I read some text from html website and need to store the data. I know the source encoding (iso-8859-1) and destination encoding(windows-874) from the website http://alexpad.com/textdecoder

The source text is "áÁèÃÔÁ" and I need to convert it to "แม่ริม" However the output is always be "??????" which are arrays of [63,63,63,63,63,63]

string text = "áÁèÃÔÁ";
Encoding fromEncoding = Encoding.GetEncoding("iso-8859-1");
Encoding toEncoding = Encoding.GetEncoding("windows-874");
byte[] fromBytes = fromEncoding.GetBytes(text);
byte[] toBytes = Encoding.Convert(fromEncoding, toEncoding, fromBytes);
string result = toEncoding.GetString(toBytes);

expected result is "แม่ริม" actual results is "??????" which is wrong

  • 1
    Check this answer out https://stackoverflow.com/a/7236718/8711654 – Faizan Aug 02 '19 at 07:07
  • You shouldn't convert anything. The bytes are already how you want them. You just need to interpret them. – Nyerguds Aug 02 '19 at 09:00
  • All text in HTML is Unicode, regardless of the document encoding. So, once you get the appropriate text using an HTML parser, it'll already be in a String, (and of course it won't be áÁèÃÔÁ). – Tom Blodget Aug 03 '19 at 07:04

1 Answers1

1

The difference between the two encodings is a value of 160. So is one lower case and the other uppercase?

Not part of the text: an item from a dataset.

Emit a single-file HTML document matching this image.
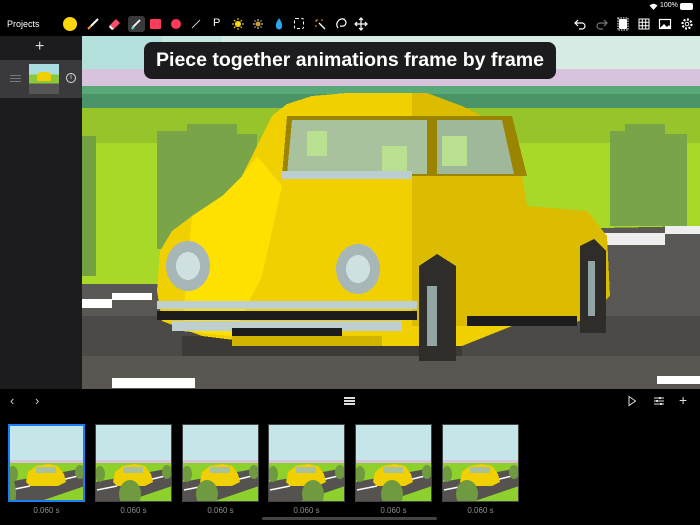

            string iso = "áÁèÃÔÁ";
            string[] isoBytes = iso.Select(x => ((byte)x).ToString()).ToArray();
            Console.WriteLine("Iso " + string.Join(",",isoBytes));

            string win = "แม่ริม";
            string[] winBytes = win.Select(x => ((byte)x).ToString()).ToArray();
            Console.WriteLine("Windows " + string.Join(",",winBytes));

            Console.ReadLine();
jdweng
  • 33,250
  • 2
  • 15
  • 20